▶ _Set task_: Spot every line with the word "TypeScript" and return it.

▶ _Supplied data_:
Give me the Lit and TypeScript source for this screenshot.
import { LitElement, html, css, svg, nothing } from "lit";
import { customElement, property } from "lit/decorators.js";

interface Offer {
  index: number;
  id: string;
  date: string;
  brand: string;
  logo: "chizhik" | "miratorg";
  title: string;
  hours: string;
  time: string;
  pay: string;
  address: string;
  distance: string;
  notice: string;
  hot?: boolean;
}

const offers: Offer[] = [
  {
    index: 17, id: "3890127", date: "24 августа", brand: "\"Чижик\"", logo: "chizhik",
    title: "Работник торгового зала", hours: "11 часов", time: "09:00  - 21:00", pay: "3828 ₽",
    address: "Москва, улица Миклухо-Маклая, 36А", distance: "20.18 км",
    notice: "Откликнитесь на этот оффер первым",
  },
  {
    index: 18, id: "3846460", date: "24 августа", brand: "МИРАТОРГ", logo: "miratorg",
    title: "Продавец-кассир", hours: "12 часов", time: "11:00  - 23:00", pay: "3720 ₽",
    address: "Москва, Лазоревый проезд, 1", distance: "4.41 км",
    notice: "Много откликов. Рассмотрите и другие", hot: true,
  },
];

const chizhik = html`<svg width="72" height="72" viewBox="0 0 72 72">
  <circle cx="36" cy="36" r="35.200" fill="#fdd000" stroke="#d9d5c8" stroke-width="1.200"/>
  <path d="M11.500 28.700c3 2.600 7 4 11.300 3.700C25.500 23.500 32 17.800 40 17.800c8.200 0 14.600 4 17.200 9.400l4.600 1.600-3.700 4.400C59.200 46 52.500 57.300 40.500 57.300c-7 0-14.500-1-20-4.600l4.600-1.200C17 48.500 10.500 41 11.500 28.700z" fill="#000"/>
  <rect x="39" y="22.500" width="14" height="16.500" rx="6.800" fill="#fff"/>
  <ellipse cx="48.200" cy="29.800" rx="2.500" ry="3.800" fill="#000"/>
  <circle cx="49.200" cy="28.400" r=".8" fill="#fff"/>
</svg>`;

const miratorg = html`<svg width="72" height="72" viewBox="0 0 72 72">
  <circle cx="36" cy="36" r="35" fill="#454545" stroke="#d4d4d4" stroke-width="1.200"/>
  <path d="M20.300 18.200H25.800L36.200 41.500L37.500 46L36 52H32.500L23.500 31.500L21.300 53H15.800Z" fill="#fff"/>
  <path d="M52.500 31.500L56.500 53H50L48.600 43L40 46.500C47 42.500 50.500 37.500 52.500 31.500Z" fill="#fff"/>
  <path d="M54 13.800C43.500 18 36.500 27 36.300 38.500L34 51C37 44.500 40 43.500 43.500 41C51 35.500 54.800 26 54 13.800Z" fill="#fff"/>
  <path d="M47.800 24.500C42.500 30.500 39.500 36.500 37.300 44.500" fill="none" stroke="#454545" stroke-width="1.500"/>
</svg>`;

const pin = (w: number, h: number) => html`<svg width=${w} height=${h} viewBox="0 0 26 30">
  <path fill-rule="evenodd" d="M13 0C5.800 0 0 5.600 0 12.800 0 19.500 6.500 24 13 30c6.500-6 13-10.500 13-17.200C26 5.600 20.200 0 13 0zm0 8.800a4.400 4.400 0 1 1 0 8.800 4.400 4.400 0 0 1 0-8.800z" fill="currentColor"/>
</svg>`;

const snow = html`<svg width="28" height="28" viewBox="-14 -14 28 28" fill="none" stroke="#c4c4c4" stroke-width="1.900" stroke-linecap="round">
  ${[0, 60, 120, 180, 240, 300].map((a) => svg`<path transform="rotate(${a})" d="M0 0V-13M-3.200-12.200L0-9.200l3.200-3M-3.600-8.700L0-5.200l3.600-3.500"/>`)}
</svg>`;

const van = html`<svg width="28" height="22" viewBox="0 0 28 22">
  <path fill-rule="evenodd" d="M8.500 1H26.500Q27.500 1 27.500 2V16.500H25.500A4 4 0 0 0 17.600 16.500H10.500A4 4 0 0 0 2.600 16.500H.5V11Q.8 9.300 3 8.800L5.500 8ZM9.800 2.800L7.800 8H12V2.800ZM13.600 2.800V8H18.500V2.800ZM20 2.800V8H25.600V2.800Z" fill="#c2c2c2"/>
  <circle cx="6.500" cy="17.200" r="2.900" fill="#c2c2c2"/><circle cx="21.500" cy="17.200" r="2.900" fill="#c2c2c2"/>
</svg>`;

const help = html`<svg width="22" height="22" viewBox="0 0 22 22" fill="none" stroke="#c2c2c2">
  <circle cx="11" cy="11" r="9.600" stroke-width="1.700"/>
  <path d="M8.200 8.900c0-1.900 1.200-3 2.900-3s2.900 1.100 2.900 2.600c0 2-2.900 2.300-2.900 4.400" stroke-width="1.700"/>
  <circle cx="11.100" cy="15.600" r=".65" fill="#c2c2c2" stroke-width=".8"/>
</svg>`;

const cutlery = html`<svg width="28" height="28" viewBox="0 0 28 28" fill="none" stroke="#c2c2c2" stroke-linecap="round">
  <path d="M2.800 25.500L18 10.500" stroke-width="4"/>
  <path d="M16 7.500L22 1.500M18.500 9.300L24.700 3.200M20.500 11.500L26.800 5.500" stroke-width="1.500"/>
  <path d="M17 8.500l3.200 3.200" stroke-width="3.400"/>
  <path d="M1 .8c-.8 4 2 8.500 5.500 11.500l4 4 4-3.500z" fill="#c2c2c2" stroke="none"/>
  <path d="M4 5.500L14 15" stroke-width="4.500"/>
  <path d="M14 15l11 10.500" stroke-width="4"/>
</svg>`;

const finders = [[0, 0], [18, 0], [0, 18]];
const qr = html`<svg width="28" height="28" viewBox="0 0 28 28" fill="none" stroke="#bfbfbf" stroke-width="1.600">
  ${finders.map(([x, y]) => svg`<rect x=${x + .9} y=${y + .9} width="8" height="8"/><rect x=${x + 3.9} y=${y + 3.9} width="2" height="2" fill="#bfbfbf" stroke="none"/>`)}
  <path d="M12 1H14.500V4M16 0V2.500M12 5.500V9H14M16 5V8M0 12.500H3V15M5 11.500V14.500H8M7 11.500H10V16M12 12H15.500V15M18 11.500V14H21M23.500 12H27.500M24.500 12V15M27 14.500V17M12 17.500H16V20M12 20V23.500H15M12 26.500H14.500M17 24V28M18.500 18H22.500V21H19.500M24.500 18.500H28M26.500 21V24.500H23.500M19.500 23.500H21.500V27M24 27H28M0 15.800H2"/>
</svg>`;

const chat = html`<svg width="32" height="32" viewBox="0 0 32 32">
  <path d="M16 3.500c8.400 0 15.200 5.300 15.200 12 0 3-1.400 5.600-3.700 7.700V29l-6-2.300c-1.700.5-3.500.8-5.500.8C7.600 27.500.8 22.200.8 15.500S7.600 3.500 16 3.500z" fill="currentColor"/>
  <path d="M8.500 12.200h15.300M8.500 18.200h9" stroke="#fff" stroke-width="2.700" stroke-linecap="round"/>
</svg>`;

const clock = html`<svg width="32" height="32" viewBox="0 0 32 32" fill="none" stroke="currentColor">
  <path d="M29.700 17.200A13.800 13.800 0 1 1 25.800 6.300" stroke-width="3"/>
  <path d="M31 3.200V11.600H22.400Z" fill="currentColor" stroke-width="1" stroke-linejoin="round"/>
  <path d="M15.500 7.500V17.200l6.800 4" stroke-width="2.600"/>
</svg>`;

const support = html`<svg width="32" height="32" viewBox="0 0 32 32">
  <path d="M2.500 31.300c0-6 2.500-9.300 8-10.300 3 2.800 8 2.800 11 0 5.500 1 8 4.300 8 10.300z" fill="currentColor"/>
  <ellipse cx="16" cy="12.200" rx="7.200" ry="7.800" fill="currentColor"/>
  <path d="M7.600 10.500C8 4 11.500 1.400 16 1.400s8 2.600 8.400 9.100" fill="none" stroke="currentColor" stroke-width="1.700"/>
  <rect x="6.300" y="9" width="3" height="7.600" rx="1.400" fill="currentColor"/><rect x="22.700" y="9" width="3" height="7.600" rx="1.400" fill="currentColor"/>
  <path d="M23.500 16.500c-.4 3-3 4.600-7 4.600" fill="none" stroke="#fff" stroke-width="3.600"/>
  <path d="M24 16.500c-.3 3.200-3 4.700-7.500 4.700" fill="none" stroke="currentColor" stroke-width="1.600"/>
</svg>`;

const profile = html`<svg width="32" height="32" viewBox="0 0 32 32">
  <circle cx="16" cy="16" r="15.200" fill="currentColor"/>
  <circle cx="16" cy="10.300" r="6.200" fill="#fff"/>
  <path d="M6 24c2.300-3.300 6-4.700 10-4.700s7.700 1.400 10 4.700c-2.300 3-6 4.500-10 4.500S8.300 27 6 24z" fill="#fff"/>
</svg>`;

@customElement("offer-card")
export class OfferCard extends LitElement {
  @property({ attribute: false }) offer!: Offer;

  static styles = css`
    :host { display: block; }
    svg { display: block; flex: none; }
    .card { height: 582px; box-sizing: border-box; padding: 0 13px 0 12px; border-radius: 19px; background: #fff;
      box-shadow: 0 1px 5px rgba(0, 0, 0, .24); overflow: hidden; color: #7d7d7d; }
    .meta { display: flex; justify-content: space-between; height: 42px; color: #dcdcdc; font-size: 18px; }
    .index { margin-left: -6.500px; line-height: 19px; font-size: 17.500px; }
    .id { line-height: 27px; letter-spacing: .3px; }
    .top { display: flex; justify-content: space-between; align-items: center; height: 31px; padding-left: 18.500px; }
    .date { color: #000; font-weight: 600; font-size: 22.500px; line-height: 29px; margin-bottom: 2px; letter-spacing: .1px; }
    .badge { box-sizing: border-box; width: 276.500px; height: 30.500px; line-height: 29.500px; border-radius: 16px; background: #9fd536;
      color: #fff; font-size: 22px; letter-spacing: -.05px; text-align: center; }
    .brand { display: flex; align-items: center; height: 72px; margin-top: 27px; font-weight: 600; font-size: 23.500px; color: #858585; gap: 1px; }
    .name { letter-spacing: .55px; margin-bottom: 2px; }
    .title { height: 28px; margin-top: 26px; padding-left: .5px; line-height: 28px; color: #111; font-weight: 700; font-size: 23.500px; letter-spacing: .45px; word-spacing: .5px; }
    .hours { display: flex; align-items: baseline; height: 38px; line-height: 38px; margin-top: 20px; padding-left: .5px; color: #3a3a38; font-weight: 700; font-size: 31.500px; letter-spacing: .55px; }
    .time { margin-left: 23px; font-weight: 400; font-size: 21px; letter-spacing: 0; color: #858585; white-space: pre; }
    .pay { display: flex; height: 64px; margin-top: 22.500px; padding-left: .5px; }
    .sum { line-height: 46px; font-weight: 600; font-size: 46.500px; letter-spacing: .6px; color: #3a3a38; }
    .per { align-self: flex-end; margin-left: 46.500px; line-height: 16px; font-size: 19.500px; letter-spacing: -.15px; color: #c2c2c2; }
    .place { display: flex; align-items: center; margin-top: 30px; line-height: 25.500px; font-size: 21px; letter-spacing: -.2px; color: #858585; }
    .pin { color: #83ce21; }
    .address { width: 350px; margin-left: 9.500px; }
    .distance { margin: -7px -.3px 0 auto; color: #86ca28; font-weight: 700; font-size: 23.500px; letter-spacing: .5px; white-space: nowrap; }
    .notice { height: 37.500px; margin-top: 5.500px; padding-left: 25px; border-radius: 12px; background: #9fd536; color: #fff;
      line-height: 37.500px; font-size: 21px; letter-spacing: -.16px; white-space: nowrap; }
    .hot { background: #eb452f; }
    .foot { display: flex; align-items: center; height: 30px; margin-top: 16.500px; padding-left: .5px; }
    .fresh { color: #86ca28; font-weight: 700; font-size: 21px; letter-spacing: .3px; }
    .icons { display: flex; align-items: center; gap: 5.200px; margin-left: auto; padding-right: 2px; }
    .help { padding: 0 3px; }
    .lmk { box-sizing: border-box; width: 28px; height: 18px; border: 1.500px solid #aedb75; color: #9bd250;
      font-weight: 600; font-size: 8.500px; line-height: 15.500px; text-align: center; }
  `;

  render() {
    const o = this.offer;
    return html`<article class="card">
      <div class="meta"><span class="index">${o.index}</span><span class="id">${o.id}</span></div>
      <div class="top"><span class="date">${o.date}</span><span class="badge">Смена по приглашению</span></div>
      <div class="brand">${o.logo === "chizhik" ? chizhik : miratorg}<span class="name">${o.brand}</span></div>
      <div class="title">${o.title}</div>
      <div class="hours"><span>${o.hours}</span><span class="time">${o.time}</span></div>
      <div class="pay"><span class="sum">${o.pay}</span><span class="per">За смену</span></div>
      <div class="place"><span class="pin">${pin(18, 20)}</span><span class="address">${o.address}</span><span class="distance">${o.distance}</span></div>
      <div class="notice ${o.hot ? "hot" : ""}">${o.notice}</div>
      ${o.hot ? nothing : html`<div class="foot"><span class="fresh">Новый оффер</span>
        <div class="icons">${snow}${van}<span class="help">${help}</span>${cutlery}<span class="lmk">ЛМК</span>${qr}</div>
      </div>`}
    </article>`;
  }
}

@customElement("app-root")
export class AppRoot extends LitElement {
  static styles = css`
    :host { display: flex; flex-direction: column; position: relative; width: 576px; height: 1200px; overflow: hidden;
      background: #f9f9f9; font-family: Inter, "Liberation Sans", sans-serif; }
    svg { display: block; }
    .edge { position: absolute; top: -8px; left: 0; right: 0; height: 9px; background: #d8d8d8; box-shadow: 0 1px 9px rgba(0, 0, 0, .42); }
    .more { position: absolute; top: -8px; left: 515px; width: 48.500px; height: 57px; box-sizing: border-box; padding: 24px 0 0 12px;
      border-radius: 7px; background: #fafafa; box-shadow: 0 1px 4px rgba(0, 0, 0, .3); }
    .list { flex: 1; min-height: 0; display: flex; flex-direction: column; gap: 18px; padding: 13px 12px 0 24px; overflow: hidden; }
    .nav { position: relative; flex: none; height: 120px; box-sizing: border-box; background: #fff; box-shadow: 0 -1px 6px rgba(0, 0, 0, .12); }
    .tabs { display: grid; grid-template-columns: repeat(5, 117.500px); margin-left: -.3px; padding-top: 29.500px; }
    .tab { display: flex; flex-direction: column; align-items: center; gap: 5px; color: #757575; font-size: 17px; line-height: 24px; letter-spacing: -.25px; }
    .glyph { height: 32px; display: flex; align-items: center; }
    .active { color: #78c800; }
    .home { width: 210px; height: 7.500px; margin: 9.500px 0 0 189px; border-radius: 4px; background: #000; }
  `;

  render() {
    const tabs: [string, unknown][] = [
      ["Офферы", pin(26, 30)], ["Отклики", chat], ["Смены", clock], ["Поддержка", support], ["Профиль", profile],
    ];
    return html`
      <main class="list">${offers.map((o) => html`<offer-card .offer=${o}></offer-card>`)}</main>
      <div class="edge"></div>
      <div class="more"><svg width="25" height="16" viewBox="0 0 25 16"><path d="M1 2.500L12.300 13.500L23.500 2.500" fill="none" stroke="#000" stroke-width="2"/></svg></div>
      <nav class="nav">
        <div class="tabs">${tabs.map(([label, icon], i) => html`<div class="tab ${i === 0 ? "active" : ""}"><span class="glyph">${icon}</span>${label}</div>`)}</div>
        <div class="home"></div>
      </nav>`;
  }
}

==

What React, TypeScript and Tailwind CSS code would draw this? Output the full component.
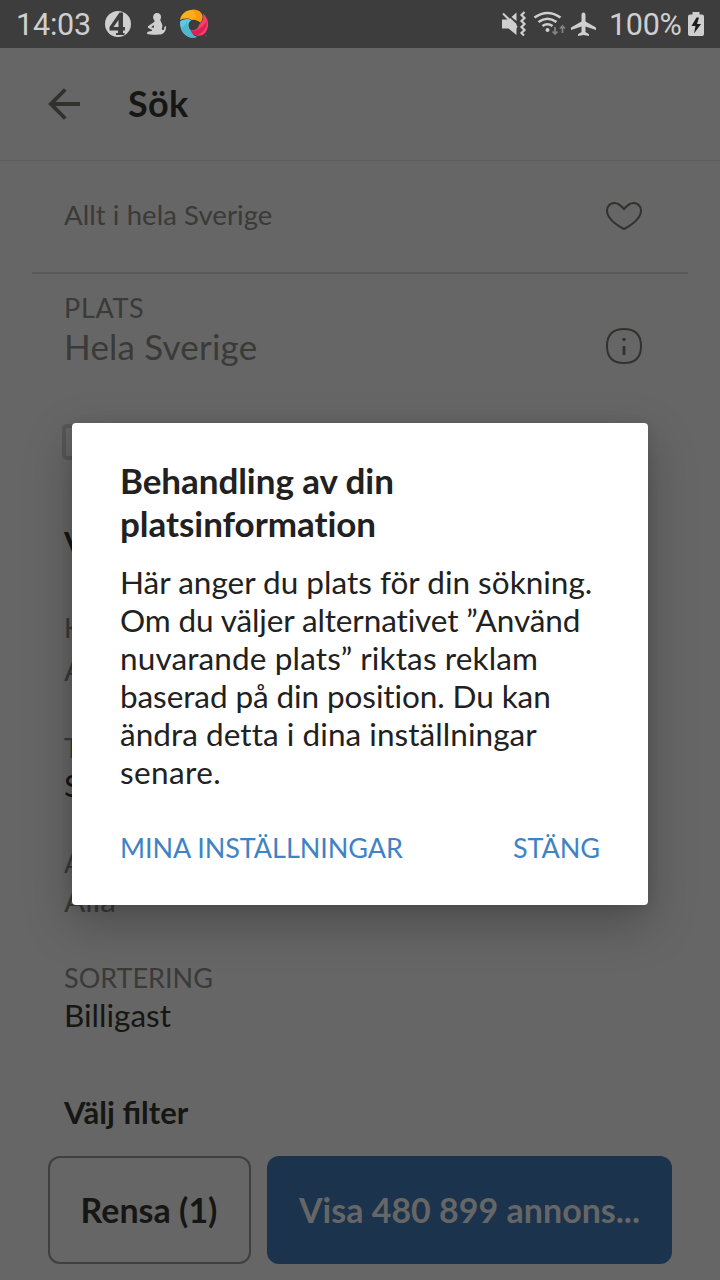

▶ _Expected answer_:
Give me the Lit and TypeScript source for this screenshot.
What React, TypeScript and Tailwind CSS code would draw this? Output the full component.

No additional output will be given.